The 2084 Club
Joe Posner, Director, Producer
Sloan Grant(s) Received: 2024, Independent Media Initiative, Sloan Science Prize for YouTube: Narrative Fiction
Project Type: Episodic
Genre: Animation, Documentary
Length: 90 minutes
Field of Science: Climate Change, Technology, Engineering
Stage: Development
Synopsis:
Students join the 2084 club to imagine a series of possible futures through a repeated role playing game. Each 2-3 hour game begins with them transported to another of the infinite possible 2084s of New York City, where they attempt to survive the dangers they imagine in the city’s future.
The games start in what we call ‘status quo city,’ animated in the uncanny valley style of architectural renderings and creating a familiar feeling version of the city in the future that is as close to “business as usual,” following current best predictions and currently under-construction plans to protect New York City. Animated versions of the characters—driven by real-time audio and footage of the participants’ role-playing—depict action scenes of how they respond to the first of many crises: caught between eco-terrorist group THE FREAKS and an ineffectual NYC GOVERNMENT, the club scrambles to save their neighbors when the city’s resilience infrastructure fails.

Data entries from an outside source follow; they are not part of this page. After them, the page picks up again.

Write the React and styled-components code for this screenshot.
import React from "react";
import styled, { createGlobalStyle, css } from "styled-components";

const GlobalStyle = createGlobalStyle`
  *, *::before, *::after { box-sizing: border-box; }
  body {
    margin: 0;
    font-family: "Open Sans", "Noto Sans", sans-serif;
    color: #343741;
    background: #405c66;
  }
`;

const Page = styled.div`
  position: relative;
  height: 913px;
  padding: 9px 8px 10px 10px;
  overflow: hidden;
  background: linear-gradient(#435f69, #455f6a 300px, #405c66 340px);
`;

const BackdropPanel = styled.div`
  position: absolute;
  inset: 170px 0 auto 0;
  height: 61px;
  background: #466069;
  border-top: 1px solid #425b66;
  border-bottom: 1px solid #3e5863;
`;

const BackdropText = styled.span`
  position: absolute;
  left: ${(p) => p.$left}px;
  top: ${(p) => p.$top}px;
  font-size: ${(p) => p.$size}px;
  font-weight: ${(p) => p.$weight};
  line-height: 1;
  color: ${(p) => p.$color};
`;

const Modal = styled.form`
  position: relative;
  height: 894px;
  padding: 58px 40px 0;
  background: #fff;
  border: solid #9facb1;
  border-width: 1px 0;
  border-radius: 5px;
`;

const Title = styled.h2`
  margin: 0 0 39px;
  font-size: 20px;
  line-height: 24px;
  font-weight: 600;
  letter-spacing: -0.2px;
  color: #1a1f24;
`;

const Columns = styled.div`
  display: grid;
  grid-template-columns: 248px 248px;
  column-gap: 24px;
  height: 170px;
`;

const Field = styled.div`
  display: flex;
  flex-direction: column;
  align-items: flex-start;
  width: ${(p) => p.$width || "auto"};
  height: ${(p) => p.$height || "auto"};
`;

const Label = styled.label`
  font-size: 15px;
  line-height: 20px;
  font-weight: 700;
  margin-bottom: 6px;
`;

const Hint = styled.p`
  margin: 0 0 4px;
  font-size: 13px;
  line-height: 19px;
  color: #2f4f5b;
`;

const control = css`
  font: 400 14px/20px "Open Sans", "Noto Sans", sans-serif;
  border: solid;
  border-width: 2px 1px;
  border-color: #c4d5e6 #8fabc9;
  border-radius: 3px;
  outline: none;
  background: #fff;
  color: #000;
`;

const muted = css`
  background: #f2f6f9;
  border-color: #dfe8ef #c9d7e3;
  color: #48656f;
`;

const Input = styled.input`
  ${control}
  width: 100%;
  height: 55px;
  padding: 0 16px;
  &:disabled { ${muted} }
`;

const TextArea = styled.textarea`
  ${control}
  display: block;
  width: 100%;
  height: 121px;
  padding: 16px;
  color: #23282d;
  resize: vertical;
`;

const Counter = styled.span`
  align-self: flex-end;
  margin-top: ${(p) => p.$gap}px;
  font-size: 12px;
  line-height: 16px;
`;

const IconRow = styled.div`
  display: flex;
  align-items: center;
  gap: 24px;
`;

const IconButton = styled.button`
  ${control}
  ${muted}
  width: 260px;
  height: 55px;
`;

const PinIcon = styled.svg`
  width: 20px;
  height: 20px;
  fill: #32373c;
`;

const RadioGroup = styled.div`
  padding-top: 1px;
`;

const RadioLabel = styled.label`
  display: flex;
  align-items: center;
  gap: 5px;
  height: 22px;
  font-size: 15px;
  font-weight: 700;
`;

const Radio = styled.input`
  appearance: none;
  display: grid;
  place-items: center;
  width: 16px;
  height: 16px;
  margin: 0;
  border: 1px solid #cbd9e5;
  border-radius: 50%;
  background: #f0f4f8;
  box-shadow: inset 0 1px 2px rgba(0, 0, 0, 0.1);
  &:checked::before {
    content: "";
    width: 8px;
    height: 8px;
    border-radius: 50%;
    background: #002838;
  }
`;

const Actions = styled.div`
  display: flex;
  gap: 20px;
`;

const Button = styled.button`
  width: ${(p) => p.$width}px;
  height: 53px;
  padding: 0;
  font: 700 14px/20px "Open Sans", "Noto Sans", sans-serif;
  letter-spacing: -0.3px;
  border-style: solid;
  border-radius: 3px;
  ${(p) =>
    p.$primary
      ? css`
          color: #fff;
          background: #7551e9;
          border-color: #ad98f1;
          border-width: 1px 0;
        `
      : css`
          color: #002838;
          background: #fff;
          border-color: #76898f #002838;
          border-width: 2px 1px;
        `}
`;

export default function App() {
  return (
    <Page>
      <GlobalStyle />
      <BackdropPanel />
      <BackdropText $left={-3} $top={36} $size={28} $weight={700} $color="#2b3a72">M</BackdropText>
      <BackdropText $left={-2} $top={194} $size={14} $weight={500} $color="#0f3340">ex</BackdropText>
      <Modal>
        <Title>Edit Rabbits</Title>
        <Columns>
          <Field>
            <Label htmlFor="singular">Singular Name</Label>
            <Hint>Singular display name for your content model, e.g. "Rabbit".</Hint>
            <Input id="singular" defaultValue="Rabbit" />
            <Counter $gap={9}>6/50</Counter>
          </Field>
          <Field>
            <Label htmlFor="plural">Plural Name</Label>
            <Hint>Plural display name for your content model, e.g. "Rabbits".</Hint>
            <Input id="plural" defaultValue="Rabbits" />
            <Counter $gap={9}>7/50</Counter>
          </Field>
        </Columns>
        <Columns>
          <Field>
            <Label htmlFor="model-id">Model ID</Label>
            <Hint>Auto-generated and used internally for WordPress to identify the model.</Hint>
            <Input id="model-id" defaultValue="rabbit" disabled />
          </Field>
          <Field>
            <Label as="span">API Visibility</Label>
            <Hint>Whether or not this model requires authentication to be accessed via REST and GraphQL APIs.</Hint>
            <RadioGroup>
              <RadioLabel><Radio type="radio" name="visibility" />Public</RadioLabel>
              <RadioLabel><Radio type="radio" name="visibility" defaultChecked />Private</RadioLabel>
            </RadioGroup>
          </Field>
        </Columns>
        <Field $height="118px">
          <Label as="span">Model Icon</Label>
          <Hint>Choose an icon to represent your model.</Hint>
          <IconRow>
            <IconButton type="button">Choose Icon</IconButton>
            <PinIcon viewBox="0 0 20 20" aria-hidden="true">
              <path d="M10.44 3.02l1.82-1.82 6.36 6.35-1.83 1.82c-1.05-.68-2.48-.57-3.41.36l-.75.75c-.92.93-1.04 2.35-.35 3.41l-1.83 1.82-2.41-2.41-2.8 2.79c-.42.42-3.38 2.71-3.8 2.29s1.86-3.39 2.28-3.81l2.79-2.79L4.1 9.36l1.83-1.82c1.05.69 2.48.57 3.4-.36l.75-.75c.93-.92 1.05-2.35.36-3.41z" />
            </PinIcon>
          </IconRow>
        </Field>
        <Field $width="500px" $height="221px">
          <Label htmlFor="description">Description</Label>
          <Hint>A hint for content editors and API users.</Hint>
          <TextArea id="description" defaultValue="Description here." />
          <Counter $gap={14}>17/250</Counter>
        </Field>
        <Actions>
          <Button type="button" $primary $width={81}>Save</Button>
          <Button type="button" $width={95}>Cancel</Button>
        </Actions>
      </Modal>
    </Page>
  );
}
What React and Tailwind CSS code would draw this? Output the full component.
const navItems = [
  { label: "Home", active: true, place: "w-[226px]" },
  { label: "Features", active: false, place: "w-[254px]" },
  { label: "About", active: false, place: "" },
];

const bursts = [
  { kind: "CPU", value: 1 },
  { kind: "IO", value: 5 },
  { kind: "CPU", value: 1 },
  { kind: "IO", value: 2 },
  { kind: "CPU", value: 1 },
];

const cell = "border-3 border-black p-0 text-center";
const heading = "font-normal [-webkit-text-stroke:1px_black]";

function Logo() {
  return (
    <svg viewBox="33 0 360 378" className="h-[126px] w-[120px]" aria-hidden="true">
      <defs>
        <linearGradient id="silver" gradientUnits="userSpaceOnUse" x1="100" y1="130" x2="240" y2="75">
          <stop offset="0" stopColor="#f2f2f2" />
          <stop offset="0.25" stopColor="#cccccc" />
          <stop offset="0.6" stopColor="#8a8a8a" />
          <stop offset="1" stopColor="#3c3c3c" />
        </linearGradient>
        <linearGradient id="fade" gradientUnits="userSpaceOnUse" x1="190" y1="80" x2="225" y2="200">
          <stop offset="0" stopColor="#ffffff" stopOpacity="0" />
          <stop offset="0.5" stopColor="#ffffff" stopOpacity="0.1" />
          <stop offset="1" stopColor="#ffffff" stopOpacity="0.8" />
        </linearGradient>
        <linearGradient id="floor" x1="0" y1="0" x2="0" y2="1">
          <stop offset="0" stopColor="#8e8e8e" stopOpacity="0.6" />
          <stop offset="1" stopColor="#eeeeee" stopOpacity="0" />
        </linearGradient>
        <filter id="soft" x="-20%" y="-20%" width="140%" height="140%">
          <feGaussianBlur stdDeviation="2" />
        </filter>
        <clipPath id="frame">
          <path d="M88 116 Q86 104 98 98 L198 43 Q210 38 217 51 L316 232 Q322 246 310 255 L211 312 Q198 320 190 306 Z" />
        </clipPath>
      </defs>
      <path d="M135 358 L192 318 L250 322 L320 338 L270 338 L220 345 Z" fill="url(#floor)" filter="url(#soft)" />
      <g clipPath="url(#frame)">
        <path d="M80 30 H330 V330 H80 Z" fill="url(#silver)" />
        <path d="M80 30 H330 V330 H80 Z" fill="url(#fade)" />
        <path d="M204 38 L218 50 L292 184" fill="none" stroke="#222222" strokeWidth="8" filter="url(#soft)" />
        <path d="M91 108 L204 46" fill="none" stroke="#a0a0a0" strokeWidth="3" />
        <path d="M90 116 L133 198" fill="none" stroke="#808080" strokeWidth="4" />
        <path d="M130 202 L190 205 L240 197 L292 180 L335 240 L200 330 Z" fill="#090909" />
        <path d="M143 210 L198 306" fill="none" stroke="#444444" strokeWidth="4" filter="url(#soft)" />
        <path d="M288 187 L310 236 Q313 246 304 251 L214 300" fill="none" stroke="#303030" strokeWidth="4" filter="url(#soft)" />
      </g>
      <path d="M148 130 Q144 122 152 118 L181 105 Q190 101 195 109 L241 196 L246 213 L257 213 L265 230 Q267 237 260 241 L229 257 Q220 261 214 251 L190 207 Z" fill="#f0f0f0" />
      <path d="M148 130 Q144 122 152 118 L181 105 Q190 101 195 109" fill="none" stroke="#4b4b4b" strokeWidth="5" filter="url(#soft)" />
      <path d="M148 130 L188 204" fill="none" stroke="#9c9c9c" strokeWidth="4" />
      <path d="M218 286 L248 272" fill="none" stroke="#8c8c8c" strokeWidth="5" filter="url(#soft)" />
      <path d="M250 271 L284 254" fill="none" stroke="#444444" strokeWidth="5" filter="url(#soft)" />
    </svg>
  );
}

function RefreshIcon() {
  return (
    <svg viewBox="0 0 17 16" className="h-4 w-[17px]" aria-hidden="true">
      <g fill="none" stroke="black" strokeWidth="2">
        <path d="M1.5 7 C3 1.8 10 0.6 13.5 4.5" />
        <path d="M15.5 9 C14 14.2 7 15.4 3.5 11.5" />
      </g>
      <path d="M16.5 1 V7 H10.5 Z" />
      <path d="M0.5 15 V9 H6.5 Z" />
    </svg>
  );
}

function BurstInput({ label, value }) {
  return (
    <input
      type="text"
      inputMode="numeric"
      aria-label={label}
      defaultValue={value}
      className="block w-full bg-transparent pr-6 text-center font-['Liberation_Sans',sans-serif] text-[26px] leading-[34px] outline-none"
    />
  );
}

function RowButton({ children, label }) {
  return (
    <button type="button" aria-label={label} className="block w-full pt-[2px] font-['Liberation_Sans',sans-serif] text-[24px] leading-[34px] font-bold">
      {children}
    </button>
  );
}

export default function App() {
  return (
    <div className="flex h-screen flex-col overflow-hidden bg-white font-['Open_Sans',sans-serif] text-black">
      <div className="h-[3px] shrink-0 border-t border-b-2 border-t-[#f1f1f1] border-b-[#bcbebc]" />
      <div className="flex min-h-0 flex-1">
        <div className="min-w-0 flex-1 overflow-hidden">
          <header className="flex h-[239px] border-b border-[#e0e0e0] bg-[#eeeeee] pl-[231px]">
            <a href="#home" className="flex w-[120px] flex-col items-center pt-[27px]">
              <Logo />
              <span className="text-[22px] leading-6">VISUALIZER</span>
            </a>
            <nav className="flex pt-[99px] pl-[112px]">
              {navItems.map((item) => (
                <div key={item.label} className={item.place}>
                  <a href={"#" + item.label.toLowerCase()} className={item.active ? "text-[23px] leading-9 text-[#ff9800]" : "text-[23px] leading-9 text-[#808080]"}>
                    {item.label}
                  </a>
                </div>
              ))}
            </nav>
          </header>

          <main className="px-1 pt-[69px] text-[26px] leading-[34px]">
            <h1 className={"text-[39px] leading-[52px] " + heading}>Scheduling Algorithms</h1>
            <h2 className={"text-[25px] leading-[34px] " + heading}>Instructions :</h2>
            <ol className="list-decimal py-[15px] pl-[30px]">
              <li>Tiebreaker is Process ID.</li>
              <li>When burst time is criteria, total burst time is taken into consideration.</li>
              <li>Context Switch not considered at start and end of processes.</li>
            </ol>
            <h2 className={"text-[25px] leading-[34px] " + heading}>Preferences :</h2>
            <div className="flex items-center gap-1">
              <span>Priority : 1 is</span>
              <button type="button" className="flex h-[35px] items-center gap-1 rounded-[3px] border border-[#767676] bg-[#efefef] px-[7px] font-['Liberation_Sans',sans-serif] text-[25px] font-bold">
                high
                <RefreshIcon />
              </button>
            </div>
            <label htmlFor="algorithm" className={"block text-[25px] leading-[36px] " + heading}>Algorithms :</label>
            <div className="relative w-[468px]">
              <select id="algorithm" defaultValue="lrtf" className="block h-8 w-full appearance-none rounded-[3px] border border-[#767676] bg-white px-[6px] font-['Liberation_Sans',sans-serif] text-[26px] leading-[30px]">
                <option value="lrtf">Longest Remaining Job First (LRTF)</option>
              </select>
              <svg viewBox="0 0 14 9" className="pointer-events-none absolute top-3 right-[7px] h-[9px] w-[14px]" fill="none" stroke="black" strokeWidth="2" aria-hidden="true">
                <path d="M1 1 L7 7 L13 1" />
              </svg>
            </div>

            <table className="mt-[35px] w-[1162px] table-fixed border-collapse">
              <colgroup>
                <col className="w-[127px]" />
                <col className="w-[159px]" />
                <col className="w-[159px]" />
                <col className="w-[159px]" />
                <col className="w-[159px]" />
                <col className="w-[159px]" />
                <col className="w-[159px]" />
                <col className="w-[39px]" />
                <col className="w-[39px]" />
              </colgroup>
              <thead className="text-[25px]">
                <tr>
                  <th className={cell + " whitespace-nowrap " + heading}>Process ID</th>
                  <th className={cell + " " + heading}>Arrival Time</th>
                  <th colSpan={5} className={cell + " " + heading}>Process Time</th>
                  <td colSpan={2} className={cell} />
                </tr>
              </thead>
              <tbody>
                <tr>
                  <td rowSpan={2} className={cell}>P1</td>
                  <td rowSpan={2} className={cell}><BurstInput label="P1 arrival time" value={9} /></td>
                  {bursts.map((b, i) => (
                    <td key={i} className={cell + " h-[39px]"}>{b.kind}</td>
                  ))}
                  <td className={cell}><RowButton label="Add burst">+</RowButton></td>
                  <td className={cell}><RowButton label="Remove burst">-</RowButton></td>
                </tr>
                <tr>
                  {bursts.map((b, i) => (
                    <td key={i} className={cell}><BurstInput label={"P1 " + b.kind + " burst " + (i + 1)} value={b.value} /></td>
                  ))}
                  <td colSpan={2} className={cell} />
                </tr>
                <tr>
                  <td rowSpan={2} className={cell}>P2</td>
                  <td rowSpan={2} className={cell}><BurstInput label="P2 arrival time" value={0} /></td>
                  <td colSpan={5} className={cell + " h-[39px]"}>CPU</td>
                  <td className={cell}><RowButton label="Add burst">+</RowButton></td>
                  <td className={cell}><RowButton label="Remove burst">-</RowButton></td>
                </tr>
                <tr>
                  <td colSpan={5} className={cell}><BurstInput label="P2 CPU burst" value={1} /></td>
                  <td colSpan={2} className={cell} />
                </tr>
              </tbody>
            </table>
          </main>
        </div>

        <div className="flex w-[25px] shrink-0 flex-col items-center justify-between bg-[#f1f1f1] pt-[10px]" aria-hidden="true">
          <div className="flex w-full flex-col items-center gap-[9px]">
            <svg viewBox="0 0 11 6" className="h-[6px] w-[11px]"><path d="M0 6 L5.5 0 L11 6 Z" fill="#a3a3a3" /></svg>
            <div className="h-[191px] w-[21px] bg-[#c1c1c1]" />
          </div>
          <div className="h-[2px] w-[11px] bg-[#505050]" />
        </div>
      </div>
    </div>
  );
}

Soon, it’s GAME OVER for our heroes. We reveal the people who voiced the animated story and learn that the narrative was the product of a role-playing game. The club explains the game’s rules to a guest non-playing character, and we learn more about the participants and their motivations.
Preparing for the next game, the group is allowed to tweak the world, moving their future NYC one step further from the status quo. Through this process, they visit a series of iterative alternative futures allowing students to realize more of what experts advise them to advance the city – from a technologically gray city, to green city beginning to merge with nature, and blue city that has embraced the water the city previously tried to keep out. But each advancement comes a cost, and The 2084 Club continues experiencing both the ripple effects of small changes and the dramatic blowback of their actions.
By the end of the film, the participants have experienced a Edge of Tomorrow–like compendium of frightening risks inherent in any vision of the future, but also optimistic scenarios where transformative change is possible. Along the way, the real-life teenagers develop a sense of agency, empowerment, and empathy. Their frustration with leaders shifts toward the game’s arbitrary rules, and they eventually break those rules to invent a better solution: traveling back in time to sacrifice in the present for a better future.
Adults serve as nemeses; prominent experts inform the rules and ground the world in realism, and well-known actors play roles in conflict with the heroes to keep the story on track—similar to how Non-Player Characters (NPCs) and a Game Master guide a campaign in Dungeons and Dragons.
Do they succeed or fail? It doesn’t matter: anything is better than waiting for disaster, and having found their voices through the process of the game, they start to use them.